Integrating structure-based machine learning and co-evolution to investigate specificity in plant sesquiterpene synthases

Durairaj, J.; Melillo, E.; Bouwmeester, H.J.; Beekwilder, M.J.; Ridder, D. de; Dijk, A.D.J. van


Sesquiterpene synthases (STSs) catalyze the formation of a large class of plant volatiles called sesquiterpenes. While thousands of putative STS sequences from diverse plant species are available, only a small number of them have been functionally characterized. Sequence identity-based screening for desired enzymes, often used in biotechnological applications, is difficult to apply here as STS sequence similarity is strongly affected by species. This calls for more sophisticated computational methods for functionality prediction.
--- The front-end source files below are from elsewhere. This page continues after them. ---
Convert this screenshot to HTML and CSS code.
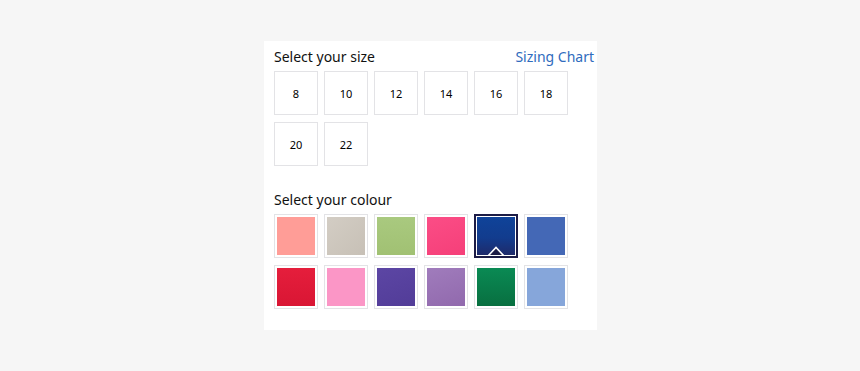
FILE: index.html
```html
<!DOCTYPE html>
<html lang="en">
<head>
  <meta charset="UTF-8" />
  <title>Select size and colour</title>
  <link rel="stylesheet" href="styles.css">
</head>
<body>
  <div class="panel">
    <div class="head">
      <span>Select your size</span>
      <a href="#" class="chart">Sizing Chart</a>
    </div>
    <div class="grid">
      <button class="size">8</button>
      <button class="size">10</button>
      <button class="size">12</button>
      <button class="size">14</button>
      <button class="size">16</button>
      <button class="size">18</button>
      <button class="size">20</button>
      <button class="size">22</button>
    </div>

    <div class="head head-colour">
      <span>Select your colour</span>
    </div>
    <div class="grid">
      <div class="swatch"><div class="fill c-salmon"></div></div>
      <div class="swatch"><div class="fill c-stone"></div></div>
      <div class="swatch"><div class="fill c-lime"></div></div>
      <div class="swatch"><div class="fill c-fuchsia"></div></div>
      <div class="swatch selected">
        <div class="fill c-navy">
          <svg class="notch" width="18" height="10" viewBox="0 0 18 10">
            <path d="M1 10 L9 1.5 L17 10" fill="#1c1c46" stroke="#fff" stroke-width="1.6" />
          </svg>
        </div>
      </div>
      <div class="swatch"><div class="fill c-royal"></div></div>
      <div class="swatch"><div class="fill c-red"></div></div>
      <div class="swatch"><div class="fill c-pink"></div></div>
      <div class="swatch"><div class="fill c-purple"></div></div>
      <div class="swatch"><div class="fill c-lilac"></div></div>
      <div class="swatch"><div class="fill c-green"></div></div>
      <div class="swatch"><div class="fill c-sky"></div></div>
    </div>
  </div>
</body>
</html>
```

FILE: styles.css
```css
body {
  margin: 0;
  background-color: #f6f6f6;
  font-family: 'Noto Sans', sans-serif;
  color: #111;
}
.panel {
  margin: 41px 0 0 264px;
  width: 320px;
  height: 264px;
  padding: 5px 3px 20px 10px;
  background: #fff;
}
.head {
  display: flex;
  justify-content: space-between;
  align-items: center;
  height: 20px;
  font-size: 14px;
  margin-bottom: 5px;
}
.head-colour {
  margin-top: 23px;
}
.chart {
  color: #2f6bbd;
  text-decoration: none;
}
.grid {
  display: grid;
  grid-template-columns: repeat(6, 44px);
  grid-auto-rows: 44px;
  column-gap: 6px;
  row-gap: 7px;
}
.size {
  box-sizing: border-box;
  margin: 0;
  padding: 0;
  background: #fff;
  border: 1px solid #e3e3e6;
  font-family: 'Noto Sans', sans-serif;
  font-size: 11px;
  color: #000;
  cursor: pointer;
}
.swatch {
  box-sizing: border-box;
  border: 1px solid #e3e3e6;
  padding: 2px;
  cursor: pointer;
}
.swatch.selected {
  border: 2px solid #1c1c46;
  padding: 1px;
}
.fill {
  position: relative;
  width: 100%;
  height: 100%;
  overflow: hidden;
}
.notch {
  position: absolute;
  left: 50%;
  bottom: -1px;
  margin-left: -9px;
}
.c-salmon { background: #ff9d97; }
.c-stone { background: linear-gradient(135deg, #d3cdc4, #c7c0b6); }
.c-lime { background: linear-gradient(180deg, #a9c97f, #a1c173); }
.c-fuchsia { background: linear-gradient(160deg, #fb4d86, #f53f79); }
.c-navy { background: linear-gradient(180deg, #0f4399 0%, #123c8e 55%, #1e2a6a 100%); }
.c-royal { background: #4468b6; }
.c-red { background: linear-gradient(180deg, #e51e3c, #d91634); }
.c-pink { background: #fb96c6; }
.c-purple { background: linear-gradient(160deg, #5c46a4, #523c98); }
.c-lilac { background: linear-gradient(160deg, #a07cbc, #9169ad); }
.c-green { background: linear-gradient(180deg, #0a8a54, #086f40); }
.c-sky { background: #86a6da; }
```
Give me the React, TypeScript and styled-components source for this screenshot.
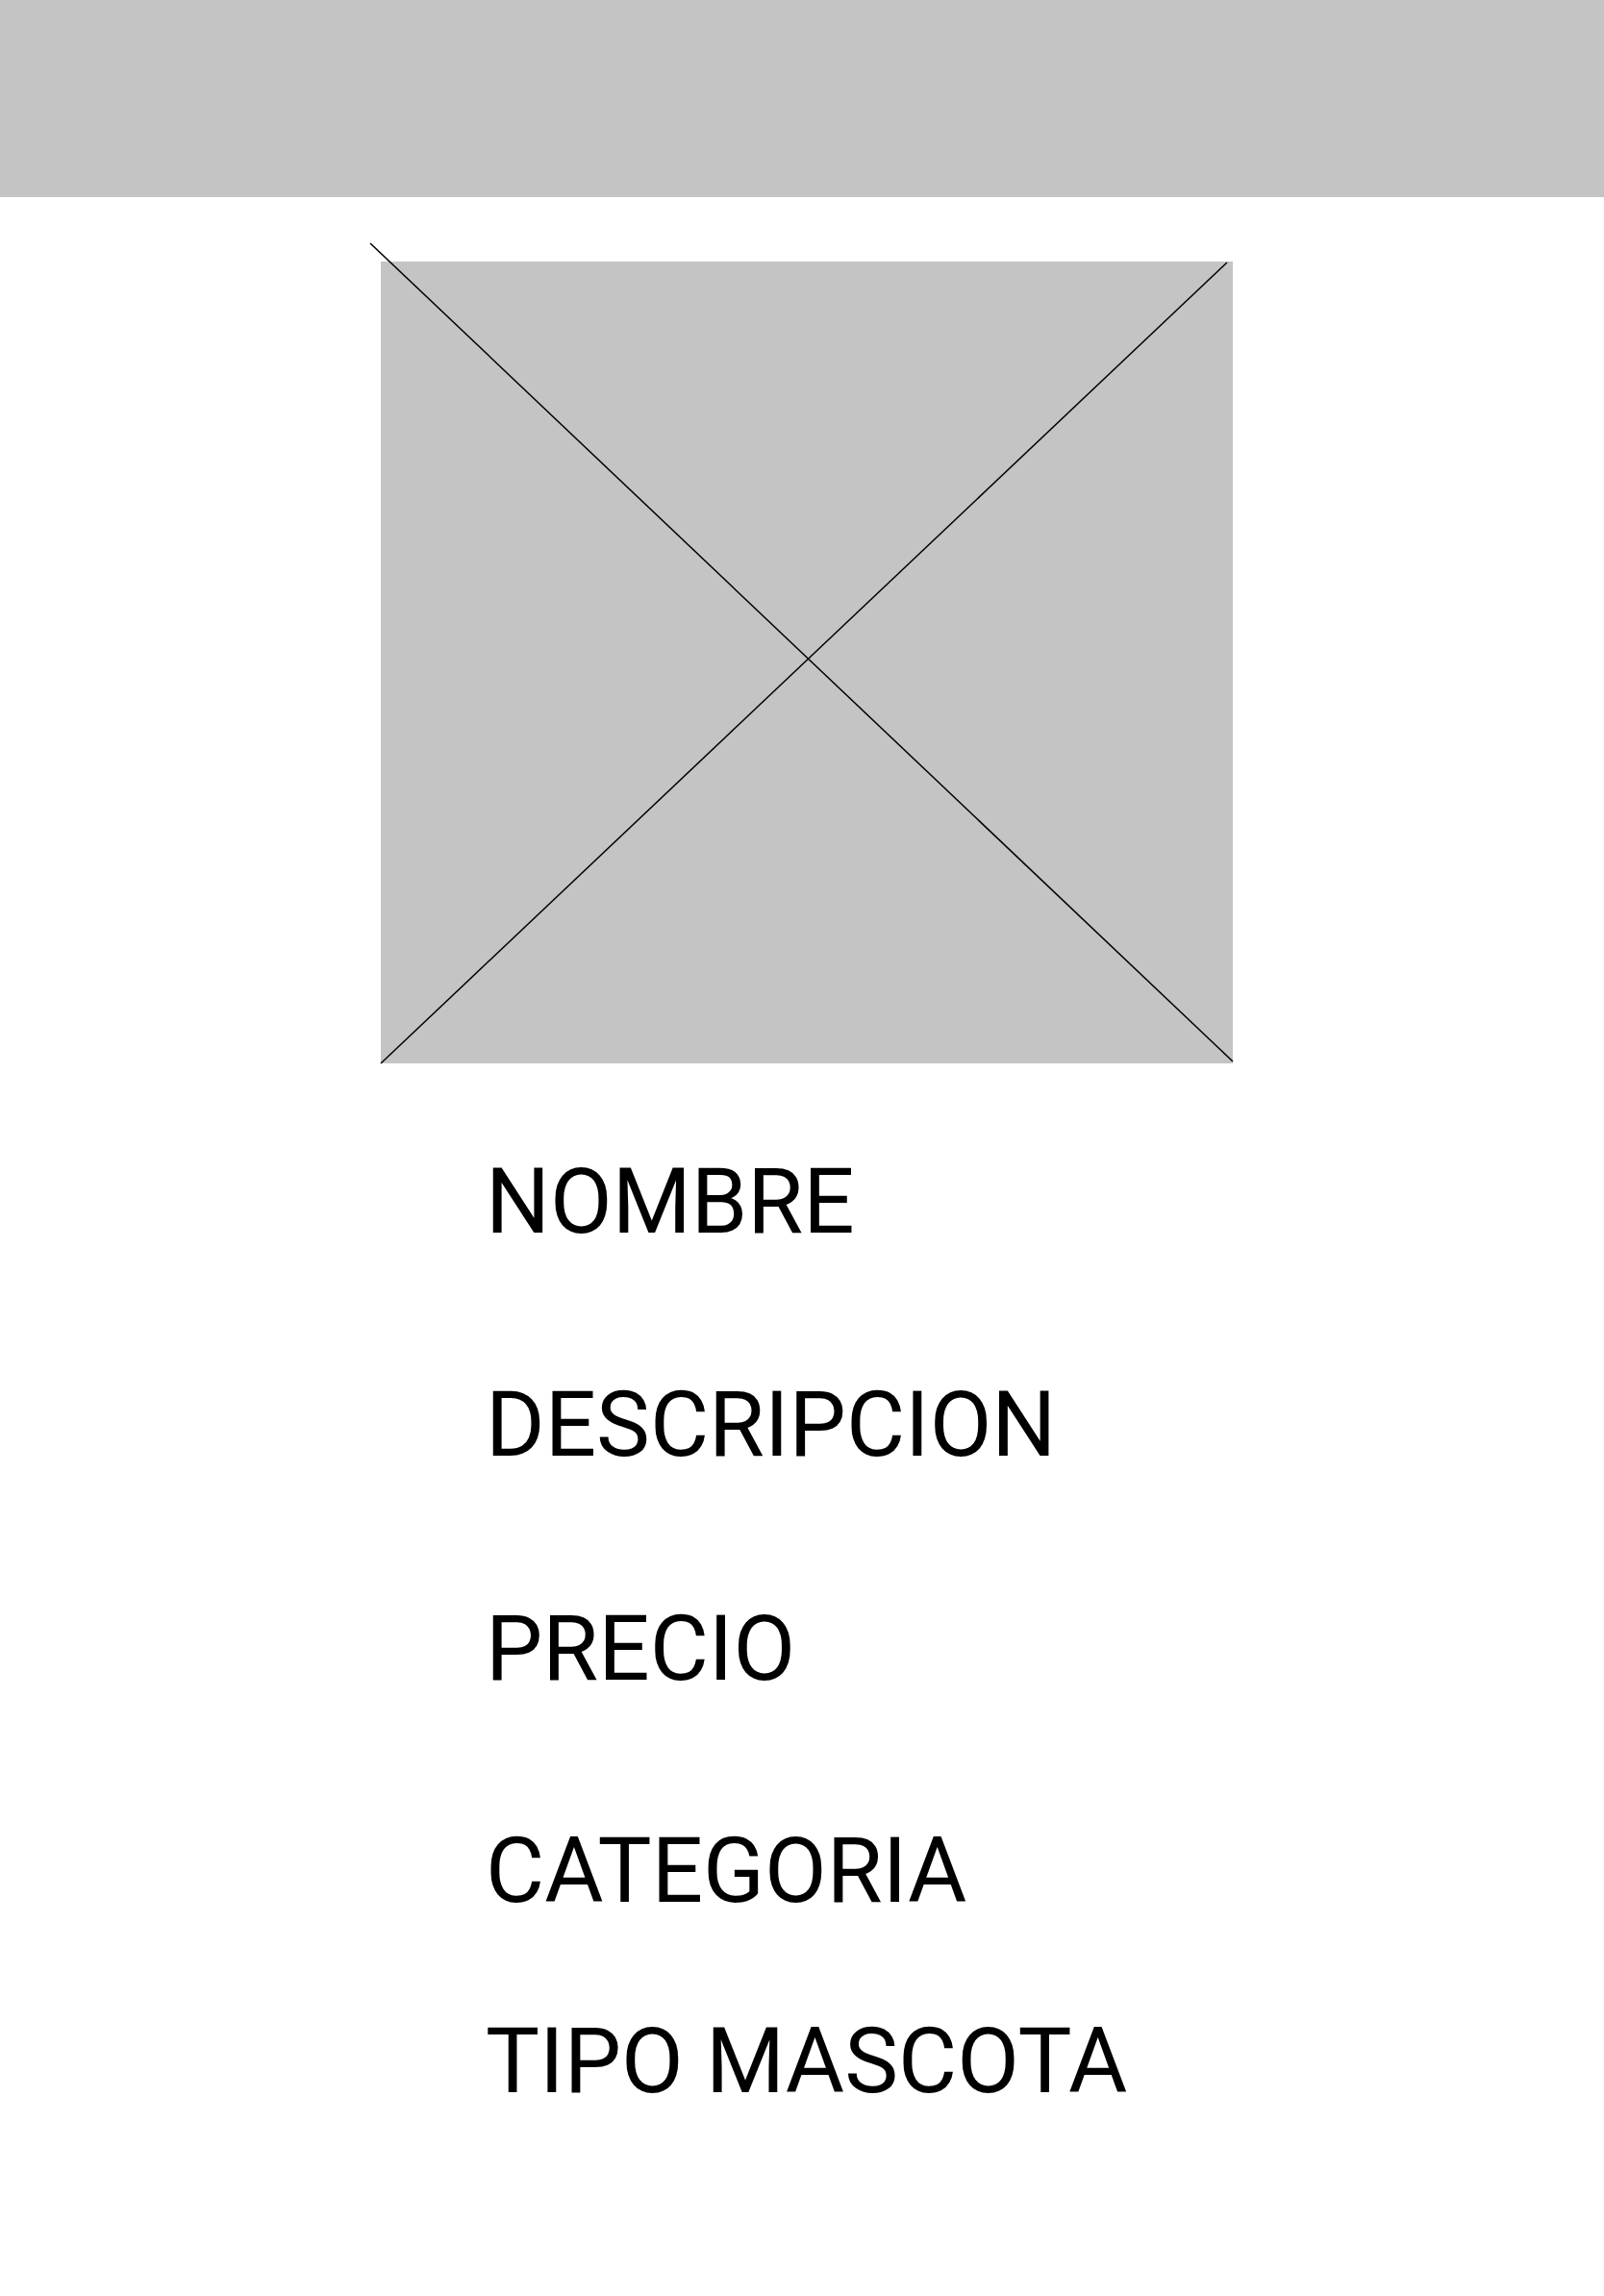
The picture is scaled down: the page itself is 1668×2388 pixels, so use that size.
import React from "react";
import styled, { createGlobalStyle } from "styled-components";

const GlobalStyle = createGlobalStyle`
  html, body {
    margin: 0;
    padding: 0;
    background: #ffffff;
  }
  body {
    font-family: Roboto, "Liberation Sans", Arial, sans-serif;
    color: #000000;
  }
`;

const Page = styled.div`
  width: 1668px;
  min-height: 2388px;
  display: flex;
  flex-direction: column;
  background: #ffffff;
`;

const Header = styled.header`
  height: 205px;
  width: 100%;
  background: #c4c4c4;
  flex-shrink: 0;
`;

const ImageSlot = styled.div`
  margin-top: 48px;
  margin-left: 385px;
  width: 897px;
  height: 853px;
  display: block;
`;

const Details = styled.ul`
  list-style: none;
  margin: 89px 0 0 505px;
  padding: 0;
  display: flex;
  flex-direction: column;
`;

const Field = styled.li<{ $space: number }>`
  margin-top: ${(p) => p.$space}px;
  font-family: Roboto, "Liberation Sans", Arial, sans-serif;
  font-size: 94px;
  line-height: 110px;
  height: 110px;
  font-weight: 400;
  color: #000000;
  white-space: nowrap;
`;

const fields = [
  { label: "NOMBRE", space: 0 },
  { label: "DESCRIPCION", space: 122 },
  { label: "PRECIO", space: 123 },
  { label: "CATEGORIA", space: 121 },
  { label: "TIPO MASCOTA", space: 88 },
];

function Placeholder() {
  return (
    <ImageSlot>
      <svg width="897" height="853" viewBox="0 0 897 853" style={{ overflow: "visible", display: "block" }}>
        <rect x="11" y="19" width="886" height="834" fill="#c4c4c4" />
        <line x1="0" y1="0" x2="897" y2="851" stroke="#000" strokeWidth="1.5" />
        <line x1="11" y1="853" x2="891" y2="20" stroke="#000" strokeWidth="1.5" />
      </svg>
    </ImageSlot>
  );
}

export default function App() {
  return (
    <>
      <GlobalStyle />
      <Page>
        <Header />
        <Placeholder />
        <Details>
          {fields.map((f) => (
            <Field key={f.label} $space={f.space}>
              {f.label}
            </Field>
          ))}
        </Details>
      </Page>
    </>
  );
}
We investigate the specificity of precursor cation formation in these elusive enzymes. By inspecting multi-product STSs, we demonstrate that STSs have a strong selectivity towards one precursor cation. We use a machine learning approach combining sequence and structure information to accurately predict precursor cation specificity for STSs across all plant species. We combine this with a co-evolutionary analysis on the wealth of uncharacterized putative STS sequences, to pinpoint residues and distant functional contacts influencing
cation formation and reaction pathway selection. These structural factors can be used to predict and engineer enzymes with specific functions, as we demonstrate by predicting and characterizing two novel STSs from Citrus bergamia.